10. In the field we continue straight ahead towards the right-hand side of the buildings at Dunbury in 300 yards. Cross Dunbury Lane and proceed for a further 80 yards towards the main buildings. Then turn sharply right (N), at 90 degrees, to head towards Winterborne Houghton. We pass the Bronze Age burial mound that gives Dunbury its name.

11. The flinty track continues straight ahead and joins the drive from the Old Rectory in 600 yards. Proceed towards Glebe Farm for 100 yards. Then fork left (NW), across a cattle-grid and along a public footpath that passes to the right of St Andrew’s Church in 100 yards. Continue to the village street in 80 yards. Turn left (W) to the post and telephone boxes in 50 yards. The attractive thatched quarter of Winterborne Houghton – further along the street entails a diversion of 500 yards. The Millennium Pond, beside the stream, is in the opposite direction.

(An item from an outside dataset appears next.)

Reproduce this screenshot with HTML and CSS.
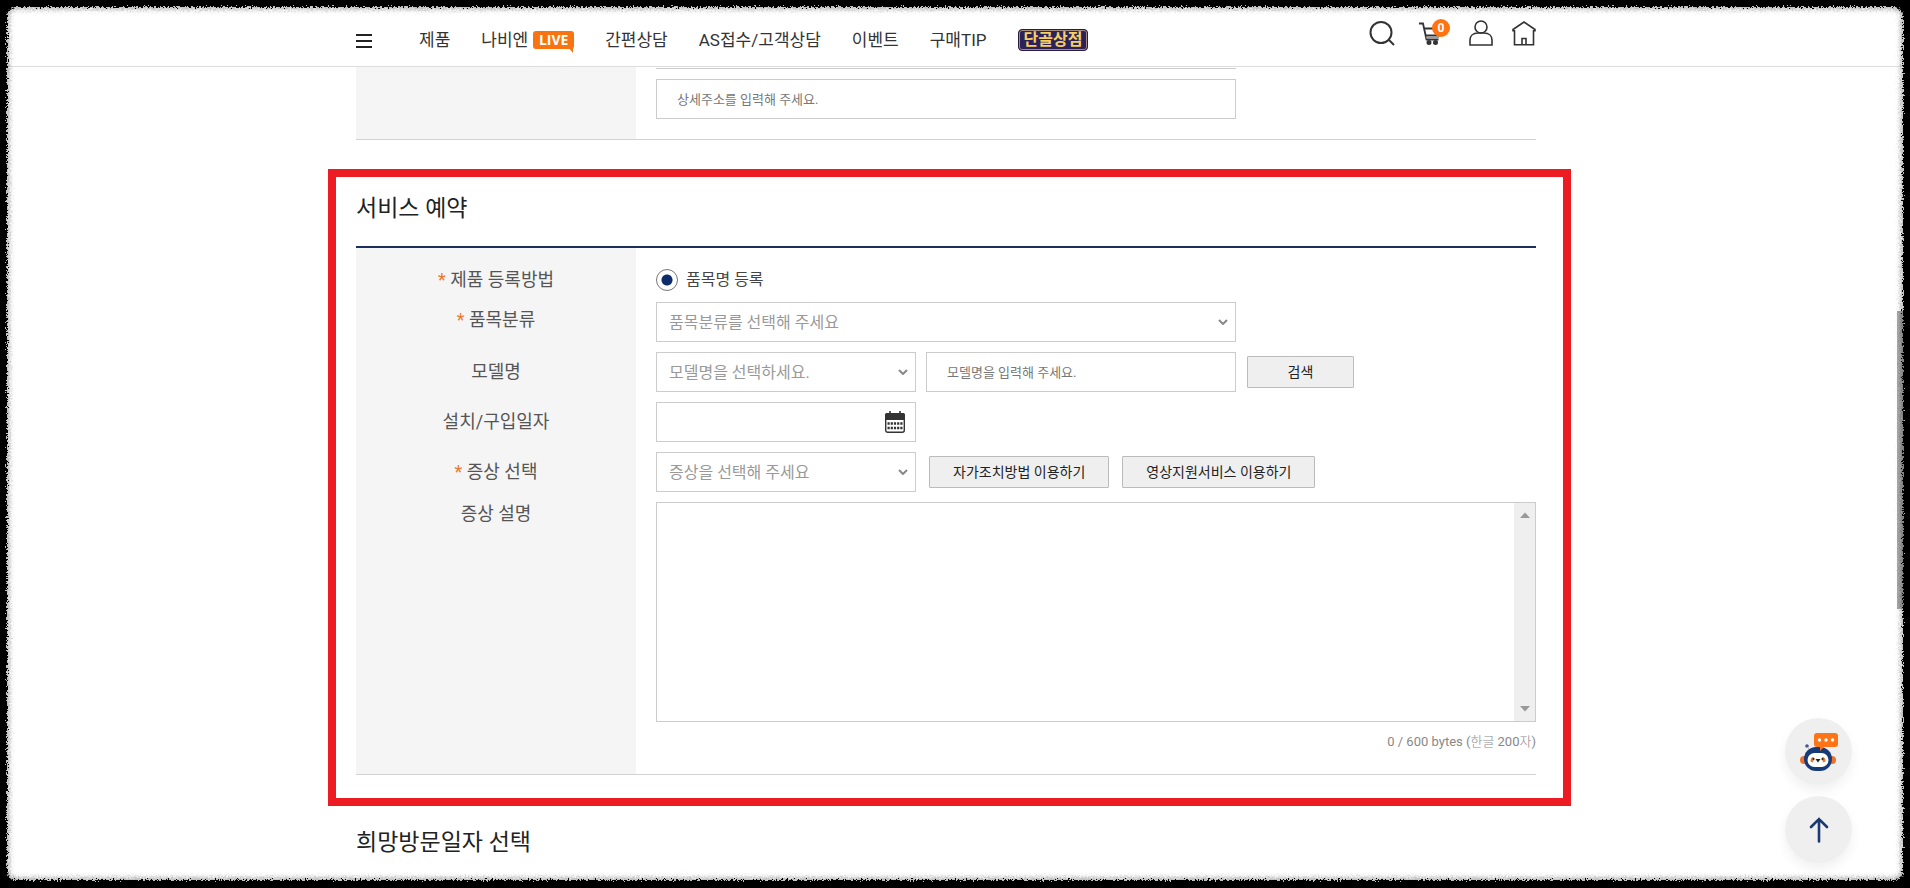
FILE: index.html
```
<!DOCTYPE html>
<html lang="ko">
<head>
<meta charset="utf-8">
<title>서비스 예약</title>
<link rel="stylesheet" href="styles.css">
</head>
<body>
<header class="header">
  <div class="wrap header-inner">
    <button class="icon-btn menu-btn" type="button" aria-label="전체 메뉴">
      <svg width="16" height="16" viewBox="0 0 16 16"><path d="M0 2h16M0 8h16M0 14h16" stroke="#222" stroke-width="2"/></svg>
    </button>
    <nav class="nav">
      <a href="#">제품</a>
      <a href="#" class="nav-live">나비엔 <span class="live">LIVE</span></a>
      <a href="#">간편상담</a>
      <a href="#">AS접수/고객상담</a>
      <a href="#">이벤트</a>
      <a href="#">구매TIP</a>
      <a href="#" class="shop">단골상점</a>
    </nav>
    <div class="tools">
      <button class="icon-btn" type="button" aria-label="검색">
        <svg width="26" height="26" viewBox="0 0 26 26" fill="none" stroke="#333" stroke-width="2"><circle cx="12" cy="12.500" r="10.500"/><path d="M19.500 19.500l5.500 5.500"/></svg>
      </button>
      <button class="icon-btn cart" type="button" aria-label="장바구니">
        <svg width="26" height="26" viewBox="0 0 26 26" fill="none" stroke="#333" stroke-width="1.800"><path d="M1 3.500h4l3.500 16h12M6 8.500h14M7 15.500h15" /><path d="M8 17.500h13" stroke="#999"/><circle cx="11" cy="22.500" r="1.600" fill="#333"/><circle cx="17.500" cy="22.500" r="1.600" fill="#333"/></svg>
        <span class="cart-count">0</span>
      </button>
      <button class="icon-btn" type="button" aria-label="마이페이지">
        <svg width="24" height="26" viewBox="0 0 24 26" fill="none" stroke="#333" stroke-width="1.600"><circle cx="12" cy="7" r="6"/><path d="M9 13h6c5 0 8 3 8 7v5H1v-5c0-4 3-7 8-7z"/></svg>
      </button>
      <button class="icon-btn" type="button" aria-label="홈">
        <svg width="24" height="26" viewBox="0 0 24 26" fill="none" stroke="#333" stroke-width="1.600"><path d="M1 11.500V9.500L12 2l11 7.500v2M2.500 10v14.800h19V10M10 24.500v-6h4v6"/></svg>
      </button>
    </div>
  </div>
</header>

<main class="wrap">
  <section class="form-grid address">
    <div></div>
    <div class="field-col">
      <div class="cut-line"></div>
      <input class="box wide" type="text" aria-label="상세주소" placeholder="상세주소를 입력해 주세요.">
    </div>
  </section>

  <section class="highlight">
    <h2 class="title">서비스 예약</h2>
    <form class="form-grid service">
      <div class="label method"><span class="req">*</span> 제품 등록방법</div>
      <div class="field">
        <label class="radio"><input type="radio" name="method" checked>품목명 등록</label>
      </div>

      <label class="label category" for="category"><span class="req">*</span> 품목분류</label>
      <div class="field">
        <select class="box wide" id="category"><option>품목분류를 선택해 주세요</option></select>
      </div>

      <label class="label" for="model">모델명</label>
      <div class="field">
        <select class="box short" id="model"><option>모델명을 선택하세요.</option></select>
        <input class="box medium" type="text" aria-label="모델명 입력" placeholder="모델명을 입력해 주세요.">
        <button class="btn search" type="button">검색</button>
      </div>

      <label class="label" for="date">설치/구입일자</label>
      <div class="field">
        <div class="box short date">
          <input type="text" id="date">
          <button class="icon-btn" type="button" aria-label="날짜 선택">
            <svg width="20" height="22" viewBox="0 0 20 22"><path d="M5 0v4M15 0v4" stroke="#333" stroke-width="1.600"/><rect x=".7" y="2.700" width="18.600" height="18.600" rx="2" fill="#fff" stroke="#333" stroke-width="1.400"/><path d="M0 9V4a2 2 0 0 1 2-2h16a2 2 0 0 1 2 2v5z" fill="#333"/><path d="M2.500 12.500h15M2.500 17h15" stroke="#333" stroke-width="2.500" stroke-dasharray="2.200 1"/></svg>
          </button>
        </div>
      </div>

      <label class="label" for="symptom"><span class="req">*</span> 증상 선택</label>
      <div class="field">
        <select class="box short" id="symptom"><option>증상을 선택해 주세요</option></select>
        <div class="actions">
          <button class="btn" type="button">자가조치방법 이용하기</button>
          <button class="btn" type="button">영상지원서비스 이용하기</button>
        </div>
      </div>

      <label class="label detail" for="detail">증상 설명</label>
      <div class="detail-field">
        <div class="area">
          <textarea id="detail"></textarea>
          <div class="area-scroll">
            <svg width="10" height="6" viewBox="0 0 10 6"><path d="M0 6l5-5.500L10 6z" fill="#999"/></svg>
            <svg width="10" height="6" viewBox="0 0 10 6"><path d="M0 0l5 5.500L10 0z" fill="#999"/></svg>
          </div>
        </div>
        <p class="count">0 / 600 bytes (<span>한글</span> 200<span>자</span>)</p>
      </div>
    </form>
  </section>

  <h2 class="title next">희망방문일자 선택</h2>
</main>

<aside class="floating">
  <button class="round" type="button" aria-label="챗봇 상담">
    <svg width="38" height="38" viewBox="0 0 38 38">
      <circle cx="4" cy="27" r="4" fill="#f0712a"/><circle cx="32" cy="27" r="4" fill="#f0712a"/>
      <circle cx="7" cy="13" r="1.800" fill="#4a5684"/><path d="M7.500 14l2 3" stroke="#bbb"/>
      <rect x="4" y="14" width="28" height="24" rx="12" fill="#173b78"/>
      <rect x="7.500" y="20" width="21" height="14" rx="7" fill="#fff"/>
      <path d="M10.500 28.500c0-3 1-4.500 3-4.500l1 2-2 3.500zM25.500 28.500c0-3-1-4.500-3-4.500l-1 2 2 3.500z" fill="#e97835"/>
      <circle cx="13.500" cy="26" r="1" fill="#222"/><circle cx="22.500" cy="26" r="1" fill="#222"/><path d="M15.500 26h5L18 29.500z" fill="#222"/>
      <path d="M17 0h18a3 3 0 0 1 3 3v8a3 3 0 0 1-3 3H24l-4 4v-4h-3a3 3 0 0 1-3-3V3a3 3 0 0 1 3-3z" fill="#ff7417"/>
      <circle cx="19.500" cy="7" r="1.700" fill="#fff"/><circle cx="26" cy="7" r="1.700" fill="#fff"/><circle cx="32.500" cy="7" r="1.700" fill="#fff"/>
    </svg>
  </button>
  <button class="round" type="button" aria-label="맨 위로">
    <svg width="20" height="26" viewBox="0 0 20 26" fill="none" stroke="#1c3a72" stroke-width="2.600" stroke-linecap="round"><path d="M10 24.500V2M2 10l8-8 8 8"/></svg>
  </button>
</aside>
<div class="page-thumb"></div>
<svg class="defs" width="0" height="0"><filter id="rough" x="0" y="0" width="100%" height="100%"><feTurbulence type="fractalNoise" baseFrequency="0.6" numOctaves="2" seed="4"/><feDisplacementMap in="SourceGraphic" scale="7" xChannelSelector="R" yChannelSelector="G"/></filter></svg>
<div class="frame"></div>
</body>
</html>
```

FILE: styles.css
```
* { box-sizing: border-box; }

body {
  margin: 0;
  padding-right: 18px;
  min-height: 100vh;
  overflow-x: hidden;
  background: #fff;
  color: #333;
  font-family: Roboto, "Noto Sans CJK KR", sans-serif;
  font-size: 16px;
}

button, input, select, textarea { font-family: inherit; color: inherit; }
a { color: inherit; text-decoration: none; }

.wrap { width: 1180px; max-width: 100%; margin: 0 auto; }

.header { margin-right: -18px; padding-right: 18px; border-bottom: 1px solid #ddd; background: #fff; }
.header-inner { display: flex; align-items: center; height: 66px; }
.icon-btn { display: flex; padding: 0; border: 0; background: none; cursor: pointer; }
.menu-btn { padding-top: 15px; }
.nav { display: flex; align-items: center; gap: 31px; flex: 1; padding: 14px 0 0 47px; font-size: 17px; line-height: 28px; white-space: nowrap; }
.nav-live { display: flex; align-items: center; gap: 5px; }
.live { position: relative; width: 41px; border-radius: 3px; background: #f97410; color: #fff; font: bold 14px/18px "Open Sans", sans-serif; text-align: center; }
.live::after { content: ""; position: absolute; right: 1px; top: 16px; border-style: solid; border-width: 0 5px 6px 4px; border-color: transparent #f97410 transparent transparent; }
.shop { height: 22px; padding: 0 5px; border: 1px solid #2b1c3c; border-radius: 4px; background: #2c2259; box-shadow: inset 0 0 0 1px #a58b86; color: #f5cf62; font-size: 16px; font-weight: bold; line-height: 19px; }
.tools { display: flex; gap: 19px; padding-bottom: 1px; }
.cart { position: relative; margin: 0 6px 0 4px; }
.cart-count { position: absolute; left: 14px; top: -1px; width: 18px; height: 18px; border-radius: 50%; background: #ff7310; color: #fff; font-size: 12px; font-weight: bold; line-height: 18px; text-align: center; }

.form-grid {
  display: grid;
  grid-template-columns: 280px 1fr;
  column-gap: 20px;
  border-bottom: 1px solid #d2d2d2;
  background: linear-gradient(#f5f5f5, #f5f5f5) no-repeat 0 0 / 280px 100%;
}
.address { padding-bottom: 20px; }
.cut-line { width: 580px; height: 2px; margin-bottom: 10px; border-bottom: 1px solid #ccc; }

.box { height: 40px; border: 1px solid #ccc; border-radius: 0; background: #fff; }
input.box { display: block; padding: 0 20px; font-size: 13px; }
input::placeholder { color: #777; opacity: 1; }
select.box {
  appearance: none;
  padding: 0 32px 0 12px;
  color: #999;
  font-size: 16px;
  background: #fff url("data:image/svg+xml,%3Csvg xmlns='http://www.w3.org/2000/svg' width='10' height='6'%3E%3Cpath d='M1 1l4 4 4-4' fill='none' stroke='%23888' stroke-width='2'/%3E%3C/svg%3E") no-repeat right 7px center;
}
.wide { width: 580px; }
.short { width: 260px; }
.medium { width: 310px; }

.highlight { margin: 29px -35px 0 -28px; padding: 14px 27px 23px 20px; border: 8px solid #ed1c24; }
.title { margin: 0; color: #222; font-size: 23px; font-weight: normal; line-height: 36px; }
.next { margin-top: 19px; }
.service { row-gap: 10px; margin-top: 19px; padding: 20px 0; border-top: 2px solid #1b2f5c; }
.label { color: #555; font-size: 18px; line-height: 24px; text-align: center; align-self: center; }
.label.category { align-self: start; line-height: 36px; }
.label.detail { align-self: start; }
.req { color: #ee7733; }
.field { display: flex; align-items: center; gap: 10px; }
.radio { display: flex; align-items: center; gap: 8px; height: 24px; color: #444; line-height: 24px; }
.radio input {
  appearance: none;
  width: 22px;
  height: 22px;
  margin: 0;
  border: 1px solid #777;
  border-radius: 50%;
  background: radial-gradient(circle, #0c2c6b 5px, #fff 6px);
}
.btn { height: 32px; padding: 0 23px 2px; border: 1px solid #bbb; border-radius: 1px; background: #efefef; color: #222; font-size: 14px; cursor: pointer; }
.search { width: 107px; margin-left: 1px; }
.actions { display: flex; gap: 13px; padding-left: 3px; }
.date { display: flex; align-items: center; padding-right: 10px; }
.date input { flex: 1; min-width: 0; height: 100%; border: 0; outline: 0; background: none; }

.area { display: flex; height: 220px; border: 1px solid #ccc; }
.area textarea { flex: 1; border: 0; resize: none; outline: 0; font-size: 16px; }
.area-scroll { display: flex; flex-direction: column; justify-content: space-between; align-items: center; width: 21px; padding: 9px 0; background: #efefef; }
.count { margin: 8px 0 0; color: #888; font-size: 13px; line-height: 24px; text-align: right; }
.count span { font-weight: 300; }

.floating { position: fixed; right: 58px; bottom: 25px; display: grid; gap: 11px; }
.round { display: grid; place-items: center; width: 67px; height: 67px; padding: 0; border: 0; border-radius: 50%; background: #efefef; box-shadow: 0 6px 12px rgba(0, 0, 0, 0.06); cursor: pointer; }

.page-thumb { position: fixed; right: 6px; top: 35%; width: 7px; height: 298px; background: #aaa; }
.defs { position: absolute; }
.frame {
  position: fixed;
  inset: -20px;
  border: 27px solid #000;
  border-bottom-width: 28px;
  border-radius: 36px;
  outline: 20px solid #000;
  box-shadow: inset 0 0 5px 2px rgba(0, 0, 0, 0.35);
  filter: url(#rough);
  pointer-events: none;
}
```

The Millennium Pond at Winterborne Houghton

The Millennium Pond at Winterborne Houghton

12. The route turns uphill (N) from the junction, towards Bulbarrow, for 50 yards. Again turn right (ENE), immediately after Pound Cottage, and its garden. Go up the slope. The Lawn, to the left, is a wedge of rather overgrown common land, which is smothered with snowdrops in February. Cross the stile set in the gate and continue straight ahead across the field, following the fence above the paddocks and the barns. Proceed straight on at the cross-roads of tracks in 400 yards, staying on the other side of the road from the stream and watercress beds of Houghton Spring Farm.

13. Head for the stiles in the fences as you leave the village and follow the valley downstream (E). Keep the hillside to the left and Water Lane across to the right. In 700 yards we approach the paddocks and gardens of Winterborne Stickland. Keep these to the right for 400 yards.

14. Then turn right (S) over a stile into a narrow public path that drops down between the houses and emerges in West Street in 50 yards. Turn left (E) and re-enter the centre of the village in 175 yards, at the Cross Tree with the stump of a mediaeval preaching cross beside it. The parish church is to the left in 50 yards.